ENTRETENIMIENTO

Nuestro amigo común: «Cuentos de Tokio»

por El Nacional El Nacional

El historiador Mark Cousins (en La historia del cine. Una odisea) se refiere a Yasujiro Ozu como “tal vez el mejor director que haya vivido”. Considerado el más japonés de los cineastas japoneses, al contrario de Kurosawa, a quien calificaban como el más occidental de los japoneses, Yasujiro Ozu es un realizador austero, tal vez de un solo tema: la familia. Por casi tres décadas de trabajo en el cine sus asuntos y maneras se repiten en una suerte de ritual.

Su estilo visual geométrico, frontalidad y bidimensionalidad lo hace un realizador de líneas limpias, elementales, primitivas en tanto parece pertenecer al origen. Su combinación armónica y sutil de lo trascendental y lo mundano lo acercan a una forma artística religiosa. Sus personajes son profundamente humanos y espirituales en su propia cotidianidad. Enfrenta al espectador con el personaje encuadrando a este en el centro y de frente, mirando directamente a la cámara. Esta además no se encuentra a la altura estándar, aquella que está al nivel de la mirada de un hombre promedio, sino que se sitúa por debajo, a menos de un metro del suelo (el punto de vista de un adulto sentado sobre el tatami), creando una perspectiva de dos dimensiones en la que los techos y no los suelos quedan a la vista. Trabaja con planos largos y estáticos; Ozu apenas hace movimientos de cámara en toda su obra, además de estar habitada por muchos silencios. Su influencia alcanza a cineastas como Wim Wenders, Claire Denis y el finlandés Aki Kaurismäki, quien confesó a Ozu: “He hecho once películas pésimas, y es tu culpa”.

Como todas las películas de este autor Cuentos de Tokio (Yasujiro Ozu, 1953) es comedida y calma. No hay lugar para sentimentalismos ni artificios. La mirada de Ozu sobre este naturalismo se limita a observar, a dejar ver, sin pretender jamás forzar las emociones. Los diálogos son tan duros de escuchar como lo es liviana su manera de decirlos, muchas veces acompañados de una sonrisa pacífica y honesta. Ozu pone en boca de sus personajes las verdades más determinantes acerca del amor y el sentido de la vida, de las relaciones entre familiares, como si fuesen palabras cotidianas.

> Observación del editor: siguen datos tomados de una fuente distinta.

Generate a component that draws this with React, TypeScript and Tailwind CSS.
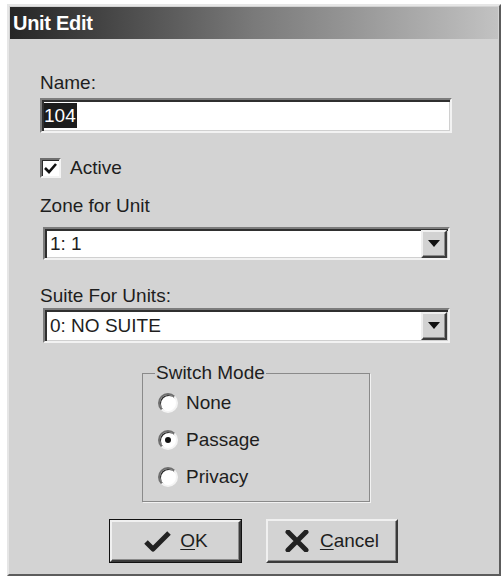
const sunken =
  "bg-white border-2 border-t-[#7c7c7c] border-l-[#7c7c7c] border-b-[#f2f2f2] border-r-[#f2f2f2] shadow-[inset_2px_2px_0_#2f2f2f,inset_-1px_-1px_0_#d0d0d0]";

function DropArrow() {
  return (
    <div className="ml-auto mr-[1px] h-[28px] w-[26px] shrink-0 flex items-center justify-center bg-[#d2d2d2] border-2 border-t-[#efefef] border-l-[#efefef] border-b-[#3c3c3c] border-r-[#3c3c3c] shadow-[inset_-1px_-1px_0_#8a8a8a]">
      <svg width="12" height="7" viewBox="0 0 12 7">
        <path d="M0 0 H12 L6 7 Z" fill="#111" />
      </svg>
    </div>
  );
}

function ComboBox({ value, h }: { value: string; h: string }) {
  return (
    <div className={`ml-[3px] w-[407px] ${h} ${sunken} flex items-center pl-[5px]`}>
      <span className="text-[19px] leading-[22px] text-[#1e1e1e]">{value}</span>
      <DropArrow />
    </div>
  );
}

function Radio({ label, checked }: { label: string; checked?: boolean }) {
  return (
    <div className="flex items-center h-[22px]">
      <div className="ml-[3px] w-[20px] h-[20px] rounded-full bg-white border-2 border-t-[#6e6e6e] border-l-[#6e6e6e] border-b-[#f4f4f4] border-r-[#f4f4f4] shadow-[inset_1px_1px_0_#2c2c2c] flex items-center justify-center">
        {checked && <div className="w-[6px] h-[6px] rounded-full bg-[#111]" />}
      </div>
      <span className="ml-[8px] text-[19px] leading-[22px] text-[#1e1e1e]">{label}</span>
    </div>
  );
}

export default function App() {
  return (
    <div className="w-[504px] h-[576px] bg-white pl-[7px] pt-[4px] font-['Liberation_Sans',Arial,sans-serif]">
      <div className="w-[494px] h-[572px] bg-[#d3d3d3] border-2 border-t-[#e6e6e6] border-l-[#e6e6e6] border-b-[#5c5c5c] border-r-[#5c5c5c] p-[1px] flex flex-col">
        {/* title bar */}
        <div className="h-[32px] flex items-center pl-[3px] bg-gradient-to-r from-[#262626] via-[#7a7a7a] to-[#c2c2c2]">
          <span className="text-white font-bold text-[20px] leading-[24px] tracking-[-0.3px]">Unit Edit</span>
        </div>

        <div className="flex flex-col pl-[30px]">
          <span className="mt-[33px] text-[19px] leading-[22px] text-[#1e1e1e]">Name:</span>
          <div className={`mt-[4px] w-[412px] h-[35px] ${sunken} flex items-center pl-[2px]`}>
            <span className="bg-[#1c1c1c] text-white text-[19px] leading-[25px] pr-[1px]">104</span>
          </div>

          <div className="mt-[25px] flex items-center h-[20px]">
            <div className="w-[21px] h-[20px] bg-white border-2 border-t-[#6e6e6e] border-l-[#6e6e6e] border-b-[#f4f4f4] border-r-[#f4f4f4] shadow-[inset_1px_1px_0_#2c2c2c] flex items-center justify-center">
              <svg width="13" height="11" viewBox="0 0 13 11">
                <path d="M1 5 L5 9 L12 1" fill="none" stroke="#111" strokeWidth="2.6" />
              </svg>
            </div>
            <span className="ml-[9px] text-[19px] leading-[22px] text-[#1e1e1e]">Active</span>
          </div>

          <span className="mt-[17px] text-[19px] leading-[22px] text-[#1e1e1e]">Zone for Unit</span>
          <div className="mt-[10px]">
            <ComboBox value="1: 1" h="h-[33px]" />
          </div>

          <span className="mt-[25px] text-[19px] leading-[22px] text-[#1e1e1e]">Suite For Units:</span>
          <div className="mt-[1px]">
            <ComboBox value="0: NO SUITE" h="h-[35px]" />
          </div>
        </div>

        {/* switch mode group */}
        <div className="mt-[19px] flex justify-center pl-[4px]">
          <fieldset className="w-[228px] h-[140px] border border-[#8a8a8a] shadow-[1px_1px_0_#f2f2f2] px-[12px] pb-0 pt-0">
            <legend className="px-[1px] text-[19px] leading-[22px] text-[#1e1e1e]">Switch Mode</legend>
            <div className="pt-[8px] flex flex-col gap-[15px]">
              <Radio label="None" />
              <Radio label="Passage" checked />
              <Radio label="Privacy" />
            </div>
          </fieldset>
        </div>

        {/* buttons */}
        <div className="mt-[17px] flex justify-center gap-[24px] pr-[1px]">
          <button className="w-[133px] h-[44px] border border-[#111] bg-[#d3d3d3] flex">
            <div className="flex-1 flex items-center justify-center border-2 border-t-[#f0f0f0] border-l-[#f0f0f0] border-b-[#3a3a3a] border-r-[#3a3a3a] shadow-[inset_-1px_-1px_0_#8a8a8a]">
              <svg width="28" height="22" viewBox="0 0 28 22">
                <path d="M3 12 L10 19 L26 3" fill="none" stroke="#222" strokeWidth="5" strokeLinejoin="round" />
              </svg>
              <span className="ml-[9px] text-[19px] leading-[22px] text-[#1e1e1e]">
                <span className="underline underline-offset-2">O</span>K
              </span>
            </div>
          </button>
          <button className="w-[132px] h-[44px] bg-[#d3d3d3] flex items-center justify-center border-2 border-t-[#f0f0f0] border-l-[#f0f0f0] border-b-[#3a3a3a] border-r-[#3a3a3a] shadow-[inset_-1px_-1px_0_#8a8a8a]">
            <svg width="24" height="22" viewBox="0 0 24 22">
              <path d="M3 2 L21 20 M21 2 L3 20" fill="none" stroke="#222" strokeWidth="5" strokeLinecap="round" />
            </svg>
            <span className="ml-[11px] text-[19px] leading-[22px] text-[#1e1e1e]">
              <span className="underline underline-offset-2">C</span>ancel
            </span>
          </button>
        </div>
      </div>
    </div>
  );
}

El estilo de Ozu no solo hace de la quietud un elemento importantísimo, y no se limita al encuadre a unos centímetros del suelo: las acciones se tardan lo que se tardan en realidad, Ozu no trabaja con elipsis. Cuando un personaje está solo en el cuadro y habla, el autor espera a que termine sin cortar a ver al oyente. Además es el maestro de los “planos de almohadas”: al inicio de la película se ve un barrio y se escucha la radio a lo lejos, por ejemplo, un plano como este no tiene ningún tipo de intención narrativa, no habrá nada en la historia que vincule el barrio a los acontecimientos. Solo son planos contemplativos que funcionan como estampas de los alrededores para marcar un cambio de espacio, un tono, una atmósfera. Los personajes están construidos de tal manera que al terminar la película no queremos apartarnos de ellos, pues los hemos conocido y comprendido.

Roger Ebert comenta una escena maravillosa: “Ellos son tus abuelos”, dice Fumiko a su hijo mayor. Y luego, a su madre: “Ya va al instituto”. Es la primera vez que los ve. Uno de los temas en la cinta es la destrucción de la familia a causa del trabajo y la modernización, y dice el crítico, “en solo dos líneas de diálogo nos muestra cómo las generaciones se han distanciado”. En Cuentos de Tokio el autor pareciese decir con la tranquilidad de un sabio que los hijos deben alejarse de sus padres y que los padres se verán afectados por eso sin poder hacer nada al respecto. Tan simple y tan profundo al mismo tiempo.